Predicting environmental stressor levels with machine learning: a comparison between amplicon sequencing, metagenomics, and total RNA sequencing based on taxonomically assigned data.
Introduction: Microbes are increasingly (re)considered for environmental assessments because they are powerful indicators for the health of ecosystems. The complexity of microbial communities necessitates powerful novel tools to derive conclusions for environmental decision-makers, and machine learning is a promising option in that context. While amplicon sequencing is typically applied to assess microbial communities, metagenomics and total RNA sequencing (herein summarized as omics-based methods) can provide a more holistic picture of microbial biodiversity at sufficient sequencing depths. Despite this advantage, amplicon sequencing and omics-based methods have not yet been compared for taxonomy-based environmental assessments with machine learning.
Methods: In this study, we applied 16S and ITS-2 sequencing, metagenomics, and total RNA sequencing to samples from a stream mesocosm experiment that investigated the impacts of two aquatic stressors, insecticide and increased fine sediment deposition, on stream biodiversity. We processed the data using similarity clustering and denoising (only applicable to amplicon sequencing) as well as multiple taxonomic levels, data types, feature selection, and machine learning algorithms and evaluated the stressor prediction performance of each generated model for a total of 1,536 evaluated combinations of taxonomic datasets and data-processing methods.
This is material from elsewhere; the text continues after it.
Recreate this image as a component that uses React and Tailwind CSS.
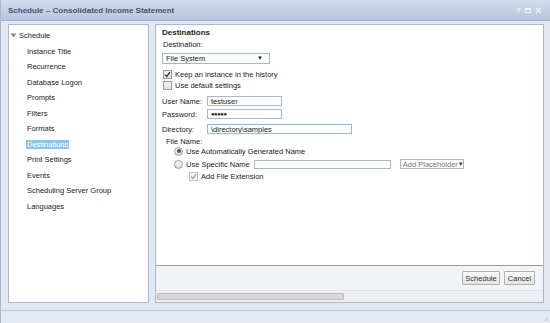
import React from 'react';

const navItems = [
  'Instance Title',
  'Recurrence',
  'Database Logon',
  'Prompts',
  'Filters',
  'Formats',
  'Destinations',
  'Print Settings',
  'Events',
  'Scheduling Server Group',
  'Languages',
];

const Check = ({ checked, disabled }) => (
  <span
    className={`w-[9px] h-[9px] border flex items-center justify-center shrink-0 ${
      disabled ? 'border-[#c4c4c4] bg-[#f4f4f4]' : 'border-[#9a9a9a] bg-gradient-to-b from-[#f6f6f6] to-[#e2e2e2]'
    }`}
  >
    {checked && (
      <svg width="7" height="7" viewBox="0 0 7 7">
        <path d="M1 3.6 L2.8 5.4 L6 1.2" fill="none" stroke={disabled ? '#9c9c9c' : '#333'} strokeWidth="1.3" />
      </svg>
    )}
  </span>
);

const Radio = ({ checked }) => (
  <span className="w-[9px] h-[9px] rounded-full border border-[#9a9a9a] bg-gradient-to-b from-[#f4f4f4] to-[#dcdcdc] flex items-center justify-center shrink-0">
    {checked && <span className="w-[4px] h-[4px] rounded-full bg-[#555]" />}
  </span>
);

const Field = ({ label, value, width, focused }) => (
  <div className="flex items-center h-[10px]">
    <span className="w-[45px]">{label}</span>
    <div
      className={`h-[10px] border px-[3px] flex items-center bg-white overflow-hidden ${
        focused ? 'border-[#8fb8e6]' : 'border-[#a9b6c8]'
      }`}
      style={{ width }}
    >
      {value}
    </div>
  </div>
);

export default function App() {
  return (
    <div
      className="w-[550px] h-[323px] bg-[#e3e9f2] border-l border-[#a8b8d2] flex flex-col overflow-hidden text-[#222] text-[7.5px] leading-[9px]"
      style={{ fontFamily: '"Liberation Sans", Arial, sans-serif' }}
    >
      {/* title bar */}
      <div className="h-[21px] shrink-0 bg-gradient-to-b from-[#d3ddeb] to-[#b6c6dd] border-b border-[#9fb2cf] flex items-center pl-[7px] pr-[8px]">
        <span className="font-bold text-[8px] text-[#44546d]">Schedule – Consolidated Income Statement</span>
        <div className="ml-auto flex items-center gap-[4px] text-[#eef2f8]">
          <span className="text-[8px] font-bold">?</span>
          <span className="w-[6px] h-[5px] border border-[#eef2f8] border-t-2" />
          <svg width="7" height="7" viewBox="0 0 7 7">
            <path d="M1 1 L6 6 M6 1 L1 6" stroke="#eef2f8" strokeWidth="1.4" />
          </svg>
        </div>
      </div>

      {/* body */}
      <div className="flex gap-[6px] pl-[7px] pr-[6px] pt-[3px] h-[282px] shrink-0">
        {/* tree */}
        <div className="w-[141px] h-full bg-white border border-[#a8b8d2] pt-[3px]">
          <div className="flex items-center h-[15.5px] pl-[1px]">
            <svg width="7" height="5" viewBox="0 0 7 5" className="mr-[2px]">
              <path d="M0.5 0.5 L6.5 0.5 L3.5 4.5 Z" fill="#8a8a8a" />
            </svg>
            <span>Schedule</span>
          </div>
          {navItems.map((item) => (
            <div key={item} className="h-[15.5px] flex items-center pl-[17px]">
              <span
                className={
                  item === 'Destinations'
                    ? 'bg-[#8ec5ec] text-white px-[1px] h-[9px] flex items-center'
                    : 'px-[1px]'
                }
              >
                {item}
              </span>
            </div>
          ))}
        </div>

        {/* destination panel */}
        <div className="flex-1 h-full border border-[#a8b8d2] flex flex-col bg-[#f3f4f8]">
          <div className="flex-1 bg-white border-b border-[#9c9c9c] pl-[6px] pt-[3px]">
            <div className="font-bold text-[8px] leading-[9px]">Destinations</div>
            <div className="mt-[3px] pl-[1px]">Destination:</div>
            <div className="mt-[4px] w-[108px] h-[11px] border border-[#a9b6c8] bg-white flex items-center px-[3px]">
              <span>File System</span>
              <span className="ml-auto text-[6px] mr-[3px]">▼</span>
            </div>
            <div className="mt-[5px] flex items-center gap-[3px] h-[10px] pl-[1px]">
              <Check checked />
              <span>Keep an instance in the history</span>
            </div>
            <div className="mt-[1px] flex items-center gap-[3px] h-[10px] pl-[1px]">
              <Check />
              <span>Use default settings</span>
            </div>
            <div className="mt-[6px] flex flex-col gap-[3px]">
              <Field label="User Name:" value="testuser" width={75} />
              <Field label="Password:" value={<span className="text-[6px] leading-[6px] tracking-[-0.5px]">●●●●●</span>} width={75} />
              <div className="mt-[2px]">
                <Field label="Directory:" value="\directory\samples" width={145} focused />
              </div>
            </div>
            <div className="mt-[3px] pl-[4px]">File Name:</div>
            <div className="pl-[12px] flex flex-col">
              <div className="mt-[0px] flex items-center gap-[3px] h-[10px]">
                <Radio checked />
                <span>Use Automatically Generated Name</span>
              </div>
              <div className="mt-[3px] flex items-center gap-[3px] h-[10px]">
                <Radio />
                <span>Use Specific Name</span>
                <div className="ml-[1px] w-[137px] h-[9px] border border-[#a9b6c8] bg-white" />
                <div className="ml-[6px] w-[64px] h-[10px] border border-[#b4b4b4] bg-white flex items-center px-[2px] text-[#777] whitespace-nowrap">
                  <span>Add Placeholder</span>
                  <span className="ml-auto text-[6px] text-[#333]">▼</span>
                </div>
              </div>
              <div className="mt-[2px] flex items-center gap-[3px] h-[10px] pl-[15px]">
                <Check checked disabled />
                <span>Add File Extension</span>
              </div>
            </div>
          </div>

          {/* footer */}
          <div className="h-[24px] shrink-0 flex items-center justify-end gap-[4px] pr-[8px]">
            <button className="h-[14px] w-[38px] border border-[#b0b0b0] rounded-[1px] bg-gradient-to-b from-[#fbfbfb] to-[#e4e4e4] text-[#333] text-[7.5px]">
              Schedule
            </button>
            <button className="h-[14px] w-[31px] border border-[#b0b0b0] rounded-[1px] bg-gradient-to-b from-[#fbfbfb] to-[#e4e4e4] text-[#333] text-[7.5px]">
              Cancel
            </button>
          </div>

          {/* scrollbar */}
          <div className="h-[12px] shrink-0 border-t border-[#e2e2e2] bg-[#eef0f4] flex items-center pl-[1px]">
            <div className="w-[187px] h-[7px] rounded-[1px] border border-[#bdbdbd] bg-[#d8d8d8]" />
          </div>
        </div>
      </div>

      {/* status bar */}
      <div className="mt-[7px] flex-1 border-t border-[#b8c6dc] bg-[#e4eaf3] flex items-end justify-end pr-[1px] pb-[1px]">
        <svg width="6" height="6" viewBox="0 0 6 6">
          <path d="M5 1 L1 5 M5 3 L3 5" stroke="#b4bfd0" strokeWidth="0.8" />
        </svg>
      </div>
    </div>
  );
}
Results: Sequencing and data-processing methods had a substantial impact on stressor prediction. While omics-based methods detected a higher diversity of taxa than amplicon sequencing, 16S sequencing outperformed all other sequencing methods in terms of stressor prediction based on the Matthews Correlation Coefficient. However, even the highest observed performance for 16S sequencing was still only moderate. Omics-based methods performed poorly overall, but this was likely due to insufficient sequencing depth. Data types had no impact on performance while feature selection significantly improved performance for omicsbased methods but not for amplicon sequencing.